Azure HDInsight release notes

This article provides information about the most recent Azure HDInsight release updates. For information on earlier releases, see HDInsight Release Notes Archive.

Summary

Azure HDInsight is one of the most popular services among enterprise customers for open-source analytics on Azure. If you would like to subscribe on release notes, watch releases on this GitHub repository.

Release date: 08/10/2022

This release applies to HDInsight 4.0.  HDInsight release is made available to all regions over several days.

HDInsight uses safe deployment practices, which involve gradual region deployment. It may take up to 10 business days for a new release or a new version to be available in all regions.

Icon_showing_new_features

New Feature

1. Attach external disks in HDI Hadoop/Spark clusters

HDInsight cluster comes with pre-defined disk space based on SKU. This space may not be sufficient in large job scenarios.

This new feature allows you to add more disks in cluster, which will be used as node manager local directory. Add number of disks to worker nodes during HIVE and Spark cluster creation, while the selected disks will be part of node manager’s local directories.

Note

The added disks are only configured for node manager local directories.

For more information, see here

2. Selective logging analysis

Selective logging analysis is now available on all regions for public preview. You can connect your cluster to a log analytics workspace. Once enabled, you can see the logs and metrics like HDInsight Security Logs, Yarn Resource Manager, System Metrics etc. You can monitor workloads and see how they're affecting cluster stability. Selective logging allows you to enable/disable all the tables or enable selective tables in log analytics workspace. You can adjust the source type for each table, since in new version of Geneva monitoring one table has multiple sources.
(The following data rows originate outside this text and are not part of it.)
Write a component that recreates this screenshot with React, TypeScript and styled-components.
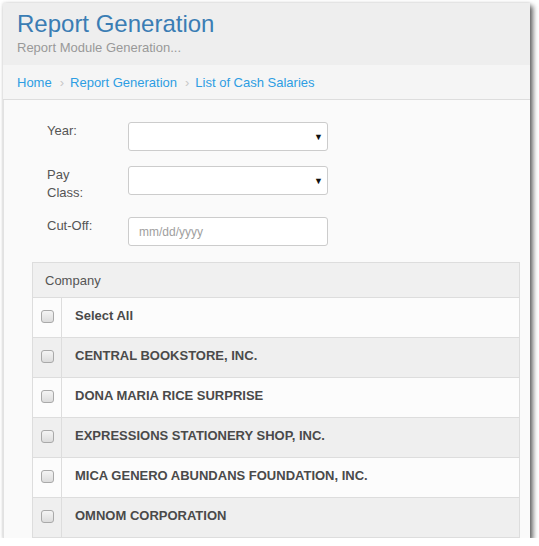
import React from 'react';
import styled, { createGlobalStyle } from 'styled-components';

const GlobalStyle = createGlobalStyle`
  html, body {
    margin: 0;
    padding: 0;
    background: #ffffff;
    font-family: "Liberation Sans", Arial, sans-serif;
  }
`;

const Window = styled.div`
  margin: 3px 0 0 3px;
  width: 527px;
  height: 535px;
  overflow: hidden;
  background: #fafafa;
  box-shadow: 3px 3px 5px rgba(0, 0, 0, 0.6), 0 0 3px rgba(0, 0, 0, 0.15);
  display: flex;
  flex-direction: column;
`;

const PageHeader = styled.div`
  background: #eeeeee;
  padding: 7px 14px 0;
  height: 55px;
`;

const Title = styled.h1`
  margin: 0;
  font-size: 24px;
  font-weight: normal;
  color: #3a7db4;
  line-height: 28px;
`;

const Subtitle = styled.div`
  margin-top: 2px;
  font-size: 13px;
  color: #999999;
  line-height: 16px;
`;

const Breadcrumb = styled.div`
  background: #f5f5f5;
  border-bottom: 1px solid #dddddd;
  height: 34px;
  padding: 0 14px;
  display: flex;
  align-items: center;
  font-size: 13px;
`;

const Crumb = styled.a`
  color: #2d9de3;
  text-decoration: none;
`;

const Sep = styled.span`
  color: #c8c8c8;
  margin: 0 6px 0 8px;
  font-size: 13px;
`;

const Body = styled.div`
  padding: 22px 9px 0 28px;
  border-left: 1px solid #e2e2e2;
`;

const Form = styled.div`
  display: grid;
  grid-template-columns: 50px 200px;
  column-gap: 31px;
  row-gap: 15px;
  padding-left: 15px;
`;

const Label = styled.div`
  font-size: 13px;
  color: #555555;
  line-height: 18px;
`;

const SelectBox = styled.div`
  height: 29px;
  box-sizing: border-box;
  background: #ffffff;
  border: 1px solid #cccccc;
  border-radius: 3px;
  display: flex;
  align-items: center;
  justify-content: flex-end;
  padding-right: 4px;
  font-size: 9px;
  color: #111111;
`;

const DateInput = styled.input`
  height: 29px;
  width: 200px;
  box-sizing: border-box;
  background: #ffffff;
  border: 1px solid #cccccc;
  border-radius: 3px;
  padding: 0 10px;
  font-family: "Liberation Sans", Arial, sans-serif;
  font-size: 12px;
  color: #555555;
  &::placeholder {
    color: #a0a0a0;
  }
`;

const Table = styled.div`
  margin-top: 16px;
  width: 488px;
  box-sizing: border-box;
  border: 1px solid #dddddd;
  border-bottom: none;
`;

const HeadCell = styled.div`
  height: 34px;
  background: #f0f0f0;
  border-bottom: 1px solid #dddddd;
  display: flex;
  align-items: center;
  padding-left: 12px;
  font-size: 13px;
  color: #555555;
`;

const Row = styled.div<{ $shade: boolean }>`
  height: 39px;
  display: flex;
  background: ${(p) => (p.$shade ? '#efefef' : '#fcfcfc')};
  border-bottom: 1px solid #dddddd;
`;

const CheckCell = styled.div`
  width: 29px;
  border-right: 1px solid #dddddd;
  display: flex;
  align-items: center;
  justify-content: center;
  padding-bottom: 3px;
  box-sizing: border-box;
`;

const Check = styled.span`
  width: 11px;
  height: 11px;
  border: 1px solid #a9a9a9;
  border-radius: 3px;
  background: linear-gradient(#f4f4f4, #dcdcdc);
`;

const NameCell = styled.div`
  flex: 1;
  display: flex;
  align-items: center;
  padding-left: 13px;
  padding-bottom: 4px;
  font-size: 13px;
  font-weight: bold;
  color: #4a4a4a;
`;

const companies = [
  'Select All',
  'CENTRAL BOOKSTORE, INC.',
  'DONA MARIA RICE SURPRISE',
  'EXPRESSIONS STATIONERY SHOP, INC.',
  'MICA GENERO ABUNDANS FOUNDATION, INC.',
  'OMNOM CORPORATION',
];

export default function App() {
  return (
    <>
      <GlobalStyle />
      <Window>
        <PageHeader>
          <Title>Report Generation</Title>
          <Subtitle>Report Module Generation...</Subtitle>
        </PageHeader>
        <Breadcrumb>
          <Crumb href="#">Home</Crumb>
          <Sep>›</Sep>
          <Crumb href="#">Report Generation</Crumb>
          <Sep>›</Sep>
          <Crumb href="#">List of Cash Salaries</Crumb>
        </Breadcrumb>
        <Body>
          <Form>
            <Label>Year:</Label>
            <SelectBox>▼</SelectBox>
            <Label>Pay Class:</Label>
            <SelectBox>▼</SelectBox>
            <Label>Cut-Off:</Label>
            <DateInput placeholder="mm/dd/yyyy" />
          </Form>
          <Table>
            <HeadCell>Company</HeadCell>
            {companies.map((c, i) => (
              <Row key={c} $shade={i % 2 === 1}>
                <CheckCell>
                  <Check />
                </CheckCell>
                <NameCell>{c}</NameCell>
              </Row>
            ))}
          </Table>
        </Body>
      </Window>
    </>
  );
}
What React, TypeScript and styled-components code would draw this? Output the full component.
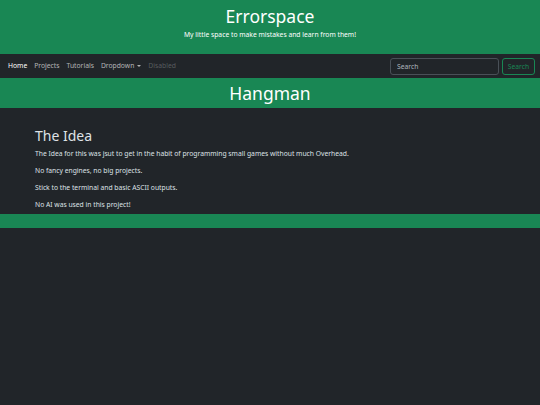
import styled, { createGlobalStyle } from 'styled-components'

const GlobalStyle = createGlobalStyle`
  html, body {
    margin: 0;
    padding: 0;
    background: #212529;
    font-family: 'Noto Sans', 'Open Sans', sans-serif;
    color: #dee2e6;
  }
  * {
    box-sizing: border-box;
  }
`

const navLinks = [
  { label: 'Home', active: true },
  { label: 'Projects' },
  { label: 'Tutorials' },
  { label: 'Dropdown', dropdown: true },
  { label: 'Disabled', disabled: true },
]

const paragraphs = [
  'The Idea for this was jsut to get in the habit of programming small games without much Overhead.',
  'No fancy engines, no big projects.',
  'Stick to the terminal and basic ASCII outputs.',
  'No AI was used in this project!',
]

const App = () => {
  return (
    <Page>
      <GlobalStyle />
      <Header>
        <SiteTitle>Errorspace</SiteTitle>
        <Tagline>My little space to make mistakes and learn from them!</Tagline>
      </Header>
      <Navbar>
        <NavList>
          {navLinks.map((link) => (
            <NavLink key={link.label} $active={link.active} $disabled={link.disabled}>
              {link.label}
              {link.dropdown && <Caret />}
            </NavLink>
          ))}
        </NavList>
        <SearchForm onSubmit={(e) => e.preventDefault()}>
          <SearchInput type="search" placeholder="Search" aria-label="Search" />
          <SearchButton type="submit">Search</SearchButton>
        </SearchForm>
      </Navbar>
      <Banner>Hangman</Banner>
      <Content>
        <Heading>The Idea</Heading>
        {paragraphs.map((text) => (
          <Paragraph key={text}>{text}</Paragraph>
        ))}
      </Content>
      <Footer />
    </Page>
  )
}

const Page = styled.div`
  min-height: 405px;
  background: #212529;
`
const Header = styled.header`
  height: 54px;
  background: #198754;
  color: #fff;
  display: flex;
  flex-direction: column;
  align-items: center;
  padding-top: 6px;
`
const SiteTitle = styled.h1`
  margin: 0;
  font-size: 17.5px;
  font-weight: 400;
  line-height: 1.2;
`
const Tagline = styled.p`
  margin: 3px 0 0;
  font-size: 6.75px;
  line-height: 1.5;
`
const Navbar = styled.nav`
  height: 24px;
  background: #212529;
  display: flex;
  align-items: center;
  justify-content: space-between;
  padding: 0 5px 0 4.5px;
`
const NavList = styled.ul`
  display: flex;
  margin: 0;
  padding: 0;
  list-style: none;
`
const NavLink = styled.li<{ $active?: boolean; $disabled?: boolean }>`
  padding: 0 3.5px;
  font-size: 6.75px;
  line-height: 10.5px;
  display: flex;
  align-items: center;
  color: ${(p) =>
    p.$active ? '#fff' : p.$disabled ? 'rgba(255, 255, 255, 0.25)' : 'rgba(255, 255, 255, 0.65)'};
`
const Caret = styled.span`
  margin-left: 3px;
  width: 0;
  height: 0;
  border-top: 2.5px solid currentColor;
  border-left: 2.5px solid transparent;
  border-right: 2.5px solid transparent;
`
const SearchForm = styled.form`
  display: flex;
  gap: 3px;
`
const SearchInput = styled.input`
  width: 109px;
  height: 17px;
  padding: 0 6px;
  font-family: inherit;
  font-size: 6.75px;
  color: #dee2e6;
  background: #212529;
  border: 1px solid #495057;
  border-radius: 3px;
  outline: none;

  &::placeholder {
    color: #adb5bd;
  }
`
const SearchButton = styled.button`
  width: 33px;
  height: 17px;
  padding: 0;
  font-family: inherit;
  font-size: 6.75px;
  color: #198754;
  background: transparent;
  border: 1px solid #198754;
  border-radius: 3px;
`
const Banner = styled.h2`
  margin: 0;
  height: 30px;
  background: #198754;
  color: #fff;
  font-size: 17.5px;
  font-weight: 400;
  line-height: 30px;
  text-align: center;
`
const Content = styled.section`
  padding: 20px 35px 4px;
`
const Heading = styled.h2`
  margin: 0 0 4px;
  font-size: 14px;
  font-weight: 400;
  line-height: 1.2;
  color: #dee2e6;
`
const Paragraph = styled.p`
  margin: 0 0 7px;
  font-size: 6.75px;
  line-height: 10px;

  &:last-child {
    margin-bottom: 0;
  }
`
const Footer = styled.footer`
  height: 14px;
  background: #198754;
`

export default App
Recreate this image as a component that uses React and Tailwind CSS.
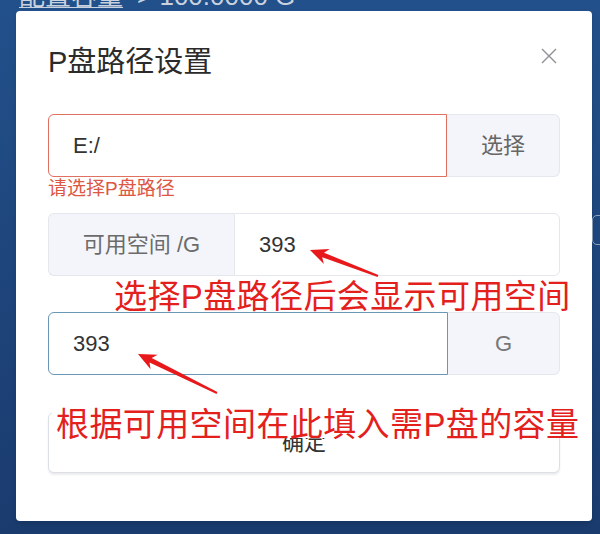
export default function App() {
  const font = "font-['Liberation_Sans','Noto_Sans_CJK_SC',sans-serif]";

  return (
    <div className={`relative h-[534px] w-[600px] overflow-hidden bg-linear-to-b from-[#22508a] to-[#1a3b6e] ${font}`}>
      {/* page behind the dialog */}
      <div className="-mt-[19px] flex h-[30px] items-center gap-[14px] pl-[19px] text-[26px] leading-[30px] text-[#c9d2de]">
        <span className="underline decoration-1 underline-offset-2">配置容量</span>
        <span>&gt; 100.0000 G</span>
      </div>
      <div className="absolute left-[592px] top-[215px] h-[30px] w-[20px] rounded-[5px] border border-[#8ea3c0]" />

      {/* dialog */}
      <div className="absolute left-[16px] top-[11px] h-[510px] w-[576px] rounded-[4px] bg-white px-[32px] pt-[31px] shadow-md">
        <div className="flex items-start justify-between">
          <h1 className="text-[29px] font-normal leading-[40px] text-[#2b2b2b]">P盘路径设置</h1>
          <svg className="mr-[2px] mt-[5px] h-[18px] w-[18px]" viewBox="0 0 18 18" fill="none" stroke="#8d9096" strokeWidth="1.4">
            <path d="M2 2 L16 16 M16 2 L2 16" />
          </svg>
        </div>

        <div className="mt-[32px] flex h-[63px]">
          <div className="flex flex-1 items-center rounded-l-[6px] border border-[#e0705f] pl-[24px] text-[22px] text-[#333]">E:/</div>
          <div className="flex w-[113px] items-center justify-center rounded-r-[6px] border border-l-0 border-[#e4e7ed] bg-[#f4f5fa] text-[22px] text-[#666]">
            选择
          </div>
        </div>
        <div className="h-[36px] pt-[1px] text-[19px] leading-[22px] text-[#dc5744]">请选择P盘路径</div>

        <div className="flex h-[63px]">
          <div className="flex w-[186px] items-center justify-center rounded-l-[6px] border border-r-0 border-[#e4e7ed] bg-[#f4f5fa] text-[22px] text-[#6b6b6b]">
            可用空间 /G
          </div>
          <div className="flex flex-1 items-center rounded-r-[6px] border border-[#e4e7ed] pl-[24px] text-[22px] text-[#333]">393</div>
        </div>

        <div className="mt-[36px] flex h-[63px]">
          <div className="flex flex-1 items-center rounded-l-[6px] border border-[#6a98b4] pl-[24px] text-[22px] text-[#333]">393</div>
          <div className="flex w-[112px] items-center justify-center rounded-r-[6px] border border-l-0 border-[#e4e7ed] bg-[#f4f5fa] text-[22px] text-[#777]">
            G
          </div>
        </div>

        <button className="mt-[37px] flex h-[61px] w-full items-center justify-center rounded-[6px] border border-[#dcdfe6] bg-white text-[22px] text-[#333] shadow-[0_2px_2px_rgba(0,0,0,0.08)]">
          确定
        </button>

        {/* annotations */}
        <div className="absolute left-[98px] top-[268px] whitespace-nowrap text-[33px] leading-[36px] tracking-[0.4px] text-[#e3201c]">
          选择P盘路径后会显示可用空间
        </div>
        <div className="absolute left-[36px] top-[387px] h-[40px] whitespace-nowrap bg-white pl-[4px] pr-[4px] text-[33px] leading-[54px] tracking-[0.4px] text-[#e3201c]">
          根据可用空间在此填入需P盘的容量
        </div>
      </div>

      {/* arrows */}
      <svg className="pointer-events-none absolute left-0 top-0" width="600" height="534" viewBox="0 0 600 534">
        <polygon
          fill="#e8191a"
          points="310,250 329.7,248.9 324,252.7 378.4,275.1 377.6,276.9 322.2,257.3 323.9,263.9"
        />
        <polygon
          fill="#e8191a"
          points="138,354 157.6,354.8 151.7,358 217.4,392.1 216.6,393.9 149.5,362.4 150.6,369.2"
        />
      </svg>
    </div>
  );
}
  1. The Geneva monitoring system uses mdsd(MDS daemon) which is a monitoring agent and fluentd for collecting logs using unified logging layer.
  2. Selective Logging uses script action to disable/enable tables and their log types. Since it doesn't open any new ports or change any existing security setting hence, there are no security changes.
  3. Script Action runs in parallel on all specified nodes and changes the configuration files for disabling/enabling tables and their log types.

For more information, see here

Icon_showing_bug_fixes

Fixed

Log analytics

Log Analytics integrated with Azure HDInsight running OMS version 13 requires an upgrade to OMS version 14 to apply the latest security updates. Customers using older version of cluster with OMS version 13 need to install OMS version 14 to meet the security requirements. (How to check current version & Install 14)

How to check your current OMS version

  1. Log in to the cluster using SSH.
  2. Run the following command in your SSH Client.
sudo /opt/omi/bin/ominiserver/ --version

Screenshot showing how to check OMS Upgrade

How to upgrade your OMS version from 13 to 14

  1. Log in to the Azure portal
  2. From the resource group, select the HDInsight cluster resource
  3. Click Script actions
  4. From Submit script action panel, choose Script type as custom
  5. Paste the following link in the Bash script URL box https://hdiconfigactions.blob.core.windows.net/log-analytics-patch/OMSUPGRADE14.1/omsagent-vulnerability-fix-1.14.12-0.sh
  6. Select Node type(s)
  7. Click Create

Screenshot showing how to do OMS Upgrade

  1. Verify the successful installation of the patch using the following steps:

  2. Log in to the cluster using SSH.

  3. Run the following command in your SSH Client.

sudo /opt/omi/bin/ominiserver/ --version

Other bug fixes

  1. Yarn log’s CLI failed to retrieve the logs if any TFile is corrupt or empty.
  2. Resolved invalid service principal details error while getting the OAuth token from Azure Active Directory.
  3. Improved cluster creation reliability when 100+ worked nodes are configured.

Open source bug fixes

TEZ bug fixes

Bug Fixes Apache JIRA
Tez Build Failure: FileSaver.js not found TEZ-4411
Wrong FS Exception when warehouse and scratchdir are on different FS TEZ-4406
TezUtils.createConfFromByteString on Configuration larger than 32 MB throws com.google.protobuf.CodedInputStream exception TEZ-4142
TezUtils::createByteStringFromConf should use snappy instead of DeflaterOutputStream TEZ-4113
Update protobuf dependency to 3.x TEZ-4363

Hive bug fixes

Bug Fixes Apache JIRA
Perf optimizations in ORC split-generation HIVE-21457
Avoid reading table as ACID when table name is starting with "delta", but table isn't transactional and BI Split Strategy is used HIVE-22582
Remove an FS#exists call from AcidUtils#getLogicalLength HIVE-23533
Vectorized OrcAcidRowBatchReader.computeOffset and bucket optimization HIVE-17917

Known issues

HDInsight is compatible with Apache HIVE 3.1.2. Due to a bug in this release, the Hive version is shown as 3.1.0 in hive interfaces. However, there's no impact on the functionality.